What the task asks:
For this exercise, copy out each line of the material below that includes "components".

Material provided:
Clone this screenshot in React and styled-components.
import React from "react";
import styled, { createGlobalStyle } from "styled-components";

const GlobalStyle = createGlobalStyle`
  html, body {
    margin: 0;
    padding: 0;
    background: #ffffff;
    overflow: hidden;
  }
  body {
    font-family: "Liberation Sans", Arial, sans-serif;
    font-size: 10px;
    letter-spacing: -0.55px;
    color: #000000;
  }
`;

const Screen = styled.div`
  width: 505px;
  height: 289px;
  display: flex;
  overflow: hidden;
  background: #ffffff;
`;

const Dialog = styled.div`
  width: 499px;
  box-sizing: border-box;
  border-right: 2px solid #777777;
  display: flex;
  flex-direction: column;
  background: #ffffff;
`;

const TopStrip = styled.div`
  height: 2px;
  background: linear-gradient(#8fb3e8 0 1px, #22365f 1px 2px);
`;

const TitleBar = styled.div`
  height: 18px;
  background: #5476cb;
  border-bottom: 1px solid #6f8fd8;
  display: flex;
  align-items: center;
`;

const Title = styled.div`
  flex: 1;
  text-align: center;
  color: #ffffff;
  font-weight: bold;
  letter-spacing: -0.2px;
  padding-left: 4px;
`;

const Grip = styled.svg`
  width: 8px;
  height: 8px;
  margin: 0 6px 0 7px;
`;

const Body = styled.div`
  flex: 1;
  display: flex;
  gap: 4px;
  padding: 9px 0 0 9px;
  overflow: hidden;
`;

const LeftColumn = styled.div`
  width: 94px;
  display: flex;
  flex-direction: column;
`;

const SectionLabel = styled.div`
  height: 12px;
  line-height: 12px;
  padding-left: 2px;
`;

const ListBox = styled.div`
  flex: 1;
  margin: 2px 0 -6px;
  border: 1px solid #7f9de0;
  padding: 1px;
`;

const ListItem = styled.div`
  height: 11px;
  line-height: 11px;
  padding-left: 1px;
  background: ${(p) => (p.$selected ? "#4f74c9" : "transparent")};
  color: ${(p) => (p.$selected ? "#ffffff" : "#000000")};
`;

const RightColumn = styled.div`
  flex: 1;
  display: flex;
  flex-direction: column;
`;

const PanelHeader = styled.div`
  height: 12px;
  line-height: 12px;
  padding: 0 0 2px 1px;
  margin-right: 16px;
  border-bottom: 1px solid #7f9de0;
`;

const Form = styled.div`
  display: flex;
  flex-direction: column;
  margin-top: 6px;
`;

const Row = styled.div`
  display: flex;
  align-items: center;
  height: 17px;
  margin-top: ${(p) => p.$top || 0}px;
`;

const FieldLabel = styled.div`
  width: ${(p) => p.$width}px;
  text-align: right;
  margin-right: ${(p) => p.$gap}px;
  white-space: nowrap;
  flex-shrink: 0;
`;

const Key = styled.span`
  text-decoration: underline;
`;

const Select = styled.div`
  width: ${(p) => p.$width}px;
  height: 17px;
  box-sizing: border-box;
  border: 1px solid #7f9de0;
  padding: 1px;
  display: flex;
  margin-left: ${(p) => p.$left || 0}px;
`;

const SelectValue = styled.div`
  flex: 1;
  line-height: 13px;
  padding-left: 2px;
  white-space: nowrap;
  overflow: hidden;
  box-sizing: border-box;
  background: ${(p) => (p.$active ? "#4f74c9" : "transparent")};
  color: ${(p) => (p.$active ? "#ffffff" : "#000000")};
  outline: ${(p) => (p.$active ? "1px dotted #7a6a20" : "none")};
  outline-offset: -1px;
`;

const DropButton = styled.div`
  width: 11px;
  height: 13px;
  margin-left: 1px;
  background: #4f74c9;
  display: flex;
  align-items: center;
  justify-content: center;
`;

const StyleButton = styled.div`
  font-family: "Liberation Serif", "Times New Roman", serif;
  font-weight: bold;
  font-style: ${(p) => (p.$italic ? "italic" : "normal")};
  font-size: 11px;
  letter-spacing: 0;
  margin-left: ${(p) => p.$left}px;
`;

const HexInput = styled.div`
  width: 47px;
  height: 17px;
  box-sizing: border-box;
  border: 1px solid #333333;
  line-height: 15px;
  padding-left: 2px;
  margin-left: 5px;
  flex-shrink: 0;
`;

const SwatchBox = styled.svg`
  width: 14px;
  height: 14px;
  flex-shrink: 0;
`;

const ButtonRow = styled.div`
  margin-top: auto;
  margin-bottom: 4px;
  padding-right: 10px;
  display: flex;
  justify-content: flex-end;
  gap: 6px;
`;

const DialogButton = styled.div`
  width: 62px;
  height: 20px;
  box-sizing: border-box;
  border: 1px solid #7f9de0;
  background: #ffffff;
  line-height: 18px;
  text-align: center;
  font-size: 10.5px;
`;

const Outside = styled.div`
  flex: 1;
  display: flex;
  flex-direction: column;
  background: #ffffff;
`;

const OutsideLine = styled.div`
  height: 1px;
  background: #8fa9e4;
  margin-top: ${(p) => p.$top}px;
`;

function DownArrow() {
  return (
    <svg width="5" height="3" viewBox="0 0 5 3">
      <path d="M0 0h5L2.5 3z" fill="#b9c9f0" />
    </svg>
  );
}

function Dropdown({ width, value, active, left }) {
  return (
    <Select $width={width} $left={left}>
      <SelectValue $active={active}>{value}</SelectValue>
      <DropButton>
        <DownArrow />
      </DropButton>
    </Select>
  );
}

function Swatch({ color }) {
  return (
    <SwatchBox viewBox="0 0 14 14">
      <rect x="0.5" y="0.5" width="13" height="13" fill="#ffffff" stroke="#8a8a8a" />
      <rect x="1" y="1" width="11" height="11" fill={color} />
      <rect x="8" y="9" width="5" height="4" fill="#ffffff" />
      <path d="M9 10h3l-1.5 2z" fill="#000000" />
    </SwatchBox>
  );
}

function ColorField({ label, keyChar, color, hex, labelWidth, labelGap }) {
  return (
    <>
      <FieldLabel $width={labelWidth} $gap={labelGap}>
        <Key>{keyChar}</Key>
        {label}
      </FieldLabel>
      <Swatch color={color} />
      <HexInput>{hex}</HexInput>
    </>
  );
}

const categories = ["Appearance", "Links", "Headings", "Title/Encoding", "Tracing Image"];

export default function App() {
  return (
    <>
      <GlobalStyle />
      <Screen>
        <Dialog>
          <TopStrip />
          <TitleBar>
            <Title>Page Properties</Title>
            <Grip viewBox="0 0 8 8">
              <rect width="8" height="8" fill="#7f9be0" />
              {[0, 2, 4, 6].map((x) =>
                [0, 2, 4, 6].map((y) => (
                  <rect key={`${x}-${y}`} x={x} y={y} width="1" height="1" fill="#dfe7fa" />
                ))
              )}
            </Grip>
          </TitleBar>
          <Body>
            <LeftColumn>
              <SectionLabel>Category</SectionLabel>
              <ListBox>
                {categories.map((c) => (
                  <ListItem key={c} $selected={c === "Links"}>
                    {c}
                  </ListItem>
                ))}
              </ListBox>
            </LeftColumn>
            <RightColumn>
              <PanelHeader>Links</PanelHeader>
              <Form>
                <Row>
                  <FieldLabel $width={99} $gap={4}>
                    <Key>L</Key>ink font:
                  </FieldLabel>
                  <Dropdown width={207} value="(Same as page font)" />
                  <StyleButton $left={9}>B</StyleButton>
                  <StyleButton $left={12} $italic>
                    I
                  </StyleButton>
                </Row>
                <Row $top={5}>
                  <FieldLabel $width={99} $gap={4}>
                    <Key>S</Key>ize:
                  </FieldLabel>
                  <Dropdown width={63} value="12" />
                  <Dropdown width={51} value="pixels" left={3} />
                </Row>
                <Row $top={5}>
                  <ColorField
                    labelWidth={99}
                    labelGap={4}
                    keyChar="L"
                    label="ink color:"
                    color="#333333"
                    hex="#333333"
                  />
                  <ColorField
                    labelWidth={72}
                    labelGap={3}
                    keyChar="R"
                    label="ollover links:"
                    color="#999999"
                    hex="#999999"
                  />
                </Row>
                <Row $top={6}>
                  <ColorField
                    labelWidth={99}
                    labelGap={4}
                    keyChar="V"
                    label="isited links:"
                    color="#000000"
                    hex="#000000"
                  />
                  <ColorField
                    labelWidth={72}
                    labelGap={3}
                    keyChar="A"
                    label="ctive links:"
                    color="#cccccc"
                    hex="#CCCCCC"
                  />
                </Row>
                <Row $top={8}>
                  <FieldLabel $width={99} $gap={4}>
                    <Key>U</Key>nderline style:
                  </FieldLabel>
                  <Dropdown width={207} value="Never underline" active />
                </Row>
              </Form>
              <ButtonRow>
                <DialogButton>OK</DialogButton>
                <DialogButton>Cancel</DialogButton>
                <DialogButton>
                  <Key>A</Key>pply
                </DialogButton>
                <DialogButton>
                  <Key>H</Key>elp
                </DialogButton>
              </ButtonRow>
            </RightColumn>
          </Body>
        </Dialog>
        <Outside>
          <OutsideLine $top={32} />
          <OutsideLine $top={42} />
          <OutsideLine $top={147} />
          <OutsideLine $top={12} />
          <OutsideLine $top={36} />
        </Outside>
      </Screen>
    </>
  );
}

Solution for this problem:
Clone this screenshot in React and styled-components.
import styled, { createGlobalStyle } from "styled-components";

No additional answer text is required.